4. The NBA has had six coaching changes since the start of the season. What gains can a bad team expect to make by firing a coach?

Thomsen: Some of these teams -- Oklahoma City, Minnesota and now Sacramento, who happen to occupy the bottom of the West -- had no chance of making the playoffs, but wanted to provide a new voice to their young players in hopes of staving off bad habits and attitudes. The Wizards, Raptors and 76ers viewed themselves as playoff teams and were anxious to stop the early-season decline. But none of these teams hired a replacement with the experience of Hubie Brown, who knew how to reorganize and inspire the Grizzlies when he was hired by Jerry West years ago. So all six of these teams are basically in limbo, which is to say that none should be expecting dramatic improvement.

McCallum: In most of these cases, management is simply trying to solidify the fan base, providing the perception that Hey, we're doing something! Also, firing a coach has saved many a general manager his job.

Mannix: I asked a few NBA front-office officials this same question and they all had the same answer: You have to look at it in a case-by-case basis. So, let's do that.

Philadelphia: GM Ed Stefanski hopes Tony DiLeo, who has limited coaching experience but shares Stefanski's up-tempo philosophy, will find a way to make the Sixers a consistent running team.

Washington: The Wizards (believe it or not) have yet to abandon their hopes of making the playoffs. Ed Tapscott told me that he and GM Ernie Grunfeld are hoping that by making defense a priority, the Wizards will be able to salvage the season.

Minnesota: The conventional wisdom is that Kevin McHale is in a sink-or-swim situation: He has to find a way to win this season or start updating his résumé. That's very possible. But if Minnesota shows signs of improvement, owner Glen Taylor wants this to be the first of hopefully many seasons with McHale on the bench. In many ways, the rest of this season will be about evaluating McHale as a coach.

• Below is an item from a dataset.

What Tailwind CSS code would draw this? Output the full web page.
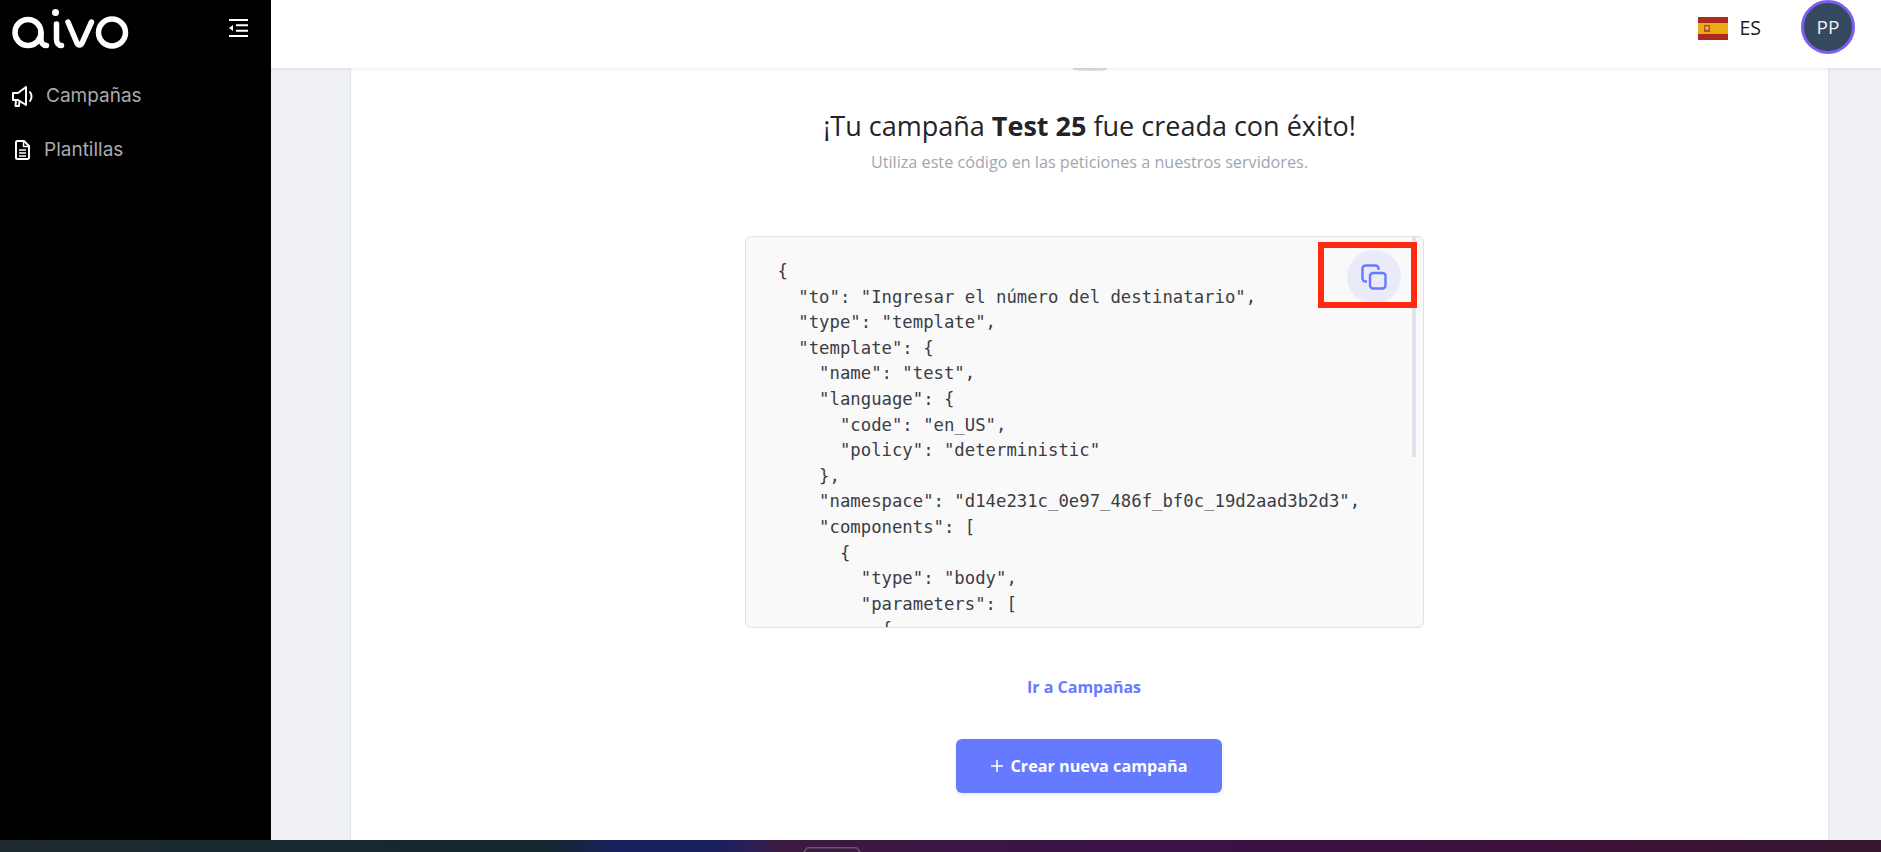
<!DOCTYPE html>
<html lang="es">
<head>
    <meta charset="UTF-8">
    <meta name="viewport" content="width=device-width, initial-scale=1.0">
    <title>Aivo - Campaña creada</title>
    <script src="https://cdn.jsdelivr.net/npm/@tailwindcss/browser@4"></script>
</head>
<body class="h-[852px] w-[1881px] overflow-hidden bg-white font-['Open_Sans',sans-serif]">
    <div class="flex h-[840px]">
        <!-- Sidebar -->
        <aside class="w-[271px] shrink-0 bg-black">
            <div class="flex h-[68px] items-start justify-between pl-[12px] pr-[23px] pt-[9px]">
                <svg width="117" height="40" viewBox="0 0 117 40" fill="none" stroke="white" stroke-width="5.500" stroke-linecap="round">
                    <circle cx="16" cy="23.500" r="13"/>
                    <path d="M29 24v6c0 4 2 6.500 5.500 6.500"/>
                    <path d="M44.500 15v15c0 4 2 6.500 5 6.500"/>
                    <circle cx="43.500" cy="3.500" r="3.500" fill="white" stroke="none"/>
                    <path d="M56 13l8.500 20c1.500 4 4.500 4 6 0l9-20"/>
                    <circle cx="100" cy="23.500" r="13.500"/>
                </svg>
                <svg class="mt-[10px]" width="19" height="18" viewBox="0 0 19 18" fill="none" stroke="white" stroke-width="2">
                    <path d="M0 1h19M7 6.300h12M7 11.700h12M0 17h19"/>
                    <path d="M4 6v6L0 9z" fill="white" stroke="none"/>
                </svg>
            </div>
            <nav class="pt-[1px] font-['Inter',sans-serif] text-[19px] text-[#aaaaae]">
                <a href="#" class="flex h-[54px] items-center gap-[12px] pl-[12px]">
                    <svg width="22" height="21" viewBox="0 0 22 21" fill="none" stroke="white" stroke-width="2" stroke-linejoin="round" stroke-linecap="round">
                        <path d="M1 7h5l8-6v18l-8-5H1z"/>
                        <path d="M4 14l-.5 6H7l.5-5"/>
                        <path d="M18 6c2 2.500 2 6.500 0 9"/>
                    </svg>
                    Campañas
                </a>
                <a href="#" class="flex h-[54px] items-center gap-[14px] pl-[15px]">
                    <svg width="15" height="20" viewBox="0 0 15 20" fill="none" stroke="white" stroke-width="2" stroke-linejoin="round">
                        <path d="M2.500 1H9l5 5v11.500a1.500 1.500 0 0 1-1.500 1.500h-10A1.500 1.500 0 0 1 1 17.500v-15A1.500 1.500 0 0 1 2.500 1z"/>
                        <path d="M8.500 1v5.500H14M4 10h7M4 13h7M4 16h7" stroke-width="1.500"/>
                    </svg>
                    Plantillas
                </a>
            </nav>
        </aside>

        <div class="flex min-w-0 flex-1 flex-col bg-[#f0f1f5]">
            <!-- Header -->
            <header class="relative z-10 flex h-[68px] shrink-0 items-start justify-end bg-white pr-[26px] shadow-[0_1px_3px_rgba(40,50,80,0.1)]">
                <svg class="mt-[17px]" width="30" height="23" viewBox="0 0 30 23">
                    <rect width="30" height="23" fill="#ad2a1c"/>
                    <rect y="6" width="30" height="11" fill="#e9ac14"/>
                    <rect x="6" y="8" width="6" height="7" fill="#b4502a"/>
                    <rect x="7.500" y="9.500" width="3" height="3" fill="#e9c06a"/>
                </svg>
                <span class="ml-[11px] mt-[14px] text-[19.500px] leading-[28px] text-[#1c1c22]">ES</span>
                <div class="ml-[40px] flex h-[54px] w-[54px] items-center justify-center rounded-full border-[3px] border-[#7c5cf2] bg-[#34495e] text-[19px] text-[#eef0f4]">PP</div>
            </header>

            <!-- Content -->
            <main class="ml-[79px] mr-[52px] flex min-h-0 flex-1 flex-col items-center overflow-hidden border-x border-[#e3e5ee] bg-white">
                <div class="h-[3px] w-[34px] shrink-0 rounded-b-[100%] bg-[#dcdde5]"></div>
                <h1 class="mt-[36px] text-[27px] leading-[38px] text-[#232329]">¡Tu campaña <b class="font-bold">Test 25</b> fue creada con éxito!</h1>
                <p class="mt-[5px] text-[16.200px] leading-[24px] text-[#a2a6ad]">Utiliza este código en las peticiones a nuestros servidores.</p>

                <div class="relative mr-[11px] mt-[62px] h-[392px] w-[679px] shrink-0 overflow-hidden rounded-[6px] border border-[#e0e1ec] bg-[#f9f9f9]">
<pre class="pl-[32px] pt-[22px] font-['DejaVu_Sans_Mono',monospace] text-[17.300px] leading-[25.600px] text-[#3c3d44]">{
  "to": "Ingresar el número del destinatario",
  "type": "template",
  "template": {
    "name": "test",
    "language": {
      "code": "en_US",
      "policy": "deterministic"
    },
    "namespace": "d14e231c_0e97_486f_bf0c_19d2aad3b2d3",
    "components": [
      {
        "type": "body",
        "parameters": [
          {</pre>
                    <div class="absolute right-[7px] top-0 h-[220px] w-[4px] bg-[#dfe1ef]"></div>
                    <button class="absolute left-[601px] top-[13px] flex h-[54px] w-[54px] items-center justify-center rounded-full bg-[#e9ebf9]">
                        <svg width="26" height="26" viewBox="0 0 26 26" fill="none" stroke="#667aff" stroke-width="2.400" stroke-linejoin="round">
                            <rect x="9" y="9" width="15.500" height="15.500" rx="3"/>
                            <path d="M6 17.500H4.500a3 3 0 0 1-3-3V4.500a3 3 0 0 1 3-3h10a3 3 0 0 1 3 3V6"/>
                        </svg>
                    </button>
                    <!-- Annotation -->
                    <div class="absolute left-[572px] top-[5px] h-[66px] w-[99px] border-[6px] border-[#ff2a0f]"></div>
                </div>

                <a href="#" class="mr-[11px] mt-[47px] text-[16px] font-bold leading-[24px] text-[#667aff]">Ir a Campañas</a>
                <button class="mr-[2px] mt-[40px] flex h-[54px] w-[266px] shrink-0 items-center justify-center gap-[7px] rounded-[6px] bg-[#667aff] pl-[2px] text-[16.200px] font-bold text-white shadow-[0_2px_4px_rgba(40,50,90,0.1)]">
                    <svg width="12" height="12" viewBox="0 0 12 12" stroke="white" stroke-width="1.600"><path d="M6 0v12M0 6h12"/></svg>
                    Crear nueva campaña
                </button>
            </main>
        </div>
    </div>

    <!-- Desktop strip below the window -->
    <div class="relative h-[12px] bg-[linear-gradient(90deg,#1e2a30_0%,#13282f_29%,#1a1f5e_33%,#1a1f5e_38%,#2a1f55_40%,#3c1a40_41.500%,#3a1248_60%,#3d1038_85%,#35182f_100%)]">
        <svg class="absolute bottom-0 left-[803px]" width="58" height="5" viewBox="0 0 58 5" fill="none" stroke="#5c5c5c" stroke-width="1.500"><path d="M1 5l2-3c.5-1 1-1.200 2-1.200h48c1 0 1.500.2 2 1.200l2 3"/></svg>
    </div>
</body>
</html>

Oklahoma City: The Thunder were bad with P.J. Carlesimo. They will continue to be bad under Scott Brooks. I get the impression that GM Sam Presti isn't overly concerned about winning this season as long as Brooks gives the young core the opportunity to develop.

Sacramento: See Oklahoma City. The young Kings are a non-factor in this year's playoff race. GM Geoff Petrie needs to evaluate a team that hasn't tuned out its coach.

Toronto: Raptors GM Bryan Colangelo told me that he loved Jay Triano's offensive philosophies. Colangelo will use the last five months of the season to see if Triano has the makeup to be an NBA coach. Of all the interim coaches, Triano probably stands the best chance to keep the job.

Aschburner: My sense is that any bump at the box office is brief and largely dependent on a) the sizzle of whoever takes over, and b) tangible improvement on the floor and in the standings. Since we're usually talking about assistant coaches' getting more responsibility, the first of those conditions tends to be minor. And bad teams rarely are transformed overnight, so the second one is iffy as well. That leaves the stuff that is fuzzier, more vague, like better communication and chemistry within the ranks; the opportunity for a recently hired general manager to handpick his own guy; an owner, not bound by a salary cap for coaches, feeling like he is doing something, anything, to make a difference; and a stripping-away of one excuse for a team's underachievement, allowing any subsequent moves to focus on the roster. It's just too bad coaches often fall first, because last we looked, Red Auerbach, Chuck Daly and John Kundla weren't going to be walking through that door anytime soon.